+++ Dataset content +++

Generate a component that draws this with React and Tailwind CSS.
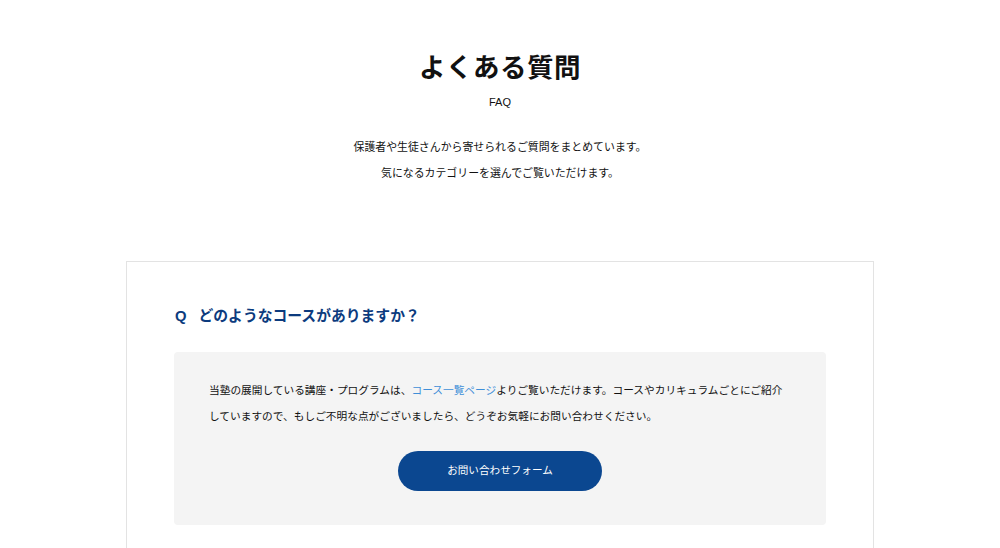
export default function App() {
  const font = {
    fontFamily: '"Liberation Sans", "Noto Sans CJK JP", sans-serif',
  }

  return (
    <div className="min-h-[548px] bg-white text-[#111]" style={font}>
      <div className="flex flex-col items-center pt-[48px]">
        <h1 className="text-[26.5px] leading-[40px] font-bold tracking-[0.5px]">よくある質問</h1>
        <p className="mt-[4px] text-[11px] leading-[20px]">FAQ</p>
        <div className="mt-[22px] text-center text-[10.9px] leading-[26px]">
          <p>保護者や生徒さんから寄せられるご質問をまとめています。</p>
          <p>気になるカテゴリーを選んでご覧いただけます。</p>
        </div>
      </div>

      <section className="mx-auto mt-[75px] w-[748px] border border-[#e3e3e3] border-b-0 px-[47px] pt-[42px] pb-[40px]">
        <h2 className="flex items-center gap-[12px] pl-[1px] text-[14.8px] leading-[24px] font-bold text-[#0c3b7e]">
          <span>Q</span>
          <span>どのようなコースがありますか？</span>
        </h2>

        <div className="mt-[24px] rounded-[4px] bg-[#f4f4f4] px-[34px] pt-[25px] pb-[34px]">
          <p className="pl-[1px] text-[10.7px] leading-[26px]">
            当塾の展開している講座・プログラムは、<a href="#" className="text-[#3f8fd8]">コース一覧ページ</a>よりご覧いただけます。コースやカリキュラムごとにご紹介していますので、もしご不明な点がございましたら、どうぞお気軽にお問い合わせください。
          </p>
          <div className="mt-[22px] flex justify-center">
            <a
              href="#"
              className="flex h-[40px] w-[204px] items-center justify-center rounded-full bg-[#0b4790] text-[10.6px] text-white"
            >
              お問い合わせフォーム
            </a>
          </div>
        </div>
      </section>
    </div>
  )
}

+++

### Task
Set down the material above as is, without any pictures.

### Task result
Generate a component that draws this with React and Tailwind CSS.
export default function App() {
  const font = {
    fontFamily: '"Liberation Sans", "Noto Sans CJK JP", sans-serif',
  }

  return (
    <div className="min-h-[548px] bg-white text-[#111]" style={font}>
      <div className="flex flex-col items-center pt-[48px]">
        <h1 className="text-[26.5px] leading-[40px] font-bold tracking-[0.5px]">よくある質問</h1>
        <p className="mt-[4px] text-[11px] leading-[20px]">FAQ</p>
        <div className="mt-[22px] text-center text-[10.9px] leading-[26px]">
          <p>保護者や生徒さんから寄せられるご質問をまとめています。</p>
          <p>気になるカテゴリーを選んでご覧いただけます。</p>
        </div>
      </div>

      <section className="mx-auto mt-[75px] w-[748px] border border-[#e3e3e3] border-b-0 px-[47px] pt-[42px] pb-[40px]">
        <h2 className="flex items-center gap-[12px] pl-[1px] text-[14.8px] leading-[24px] font-bold text-[#0c3b7e]">
          <span>Q</span>
          <span>どのようなコースがありますか？</span>
        </h2>

        <div className="mt-[24px] rounded-[4px] bg-[#f4f4f4] px-[34px] pt-[25px] pb-[34px]">
          <p className="pl-[1px] text-[10.7px] leading-[26px]">
            当塾の展開している講座・プログラムは、<a href="#" className="text-[#3f8fd8]">コース一覧ページ</a>よりご覧いただけます。コースやカリキュラムごとにご紹介していますので、もしご不明な点がございましたら、どうぞお気軽にお問い合わせください。
          </p>
          <div className="mt-[22px] flex justify-center">
            <a
              href="#"
              className="flex h-[40px] w-[204px] items-center justify-center rounded-full bg-[#0b4790] text-[10.6px] text-white"
            >
              お問い合わせフォーム
            </a>
          </div>
        </div>
      </section>
    </div>
  )
}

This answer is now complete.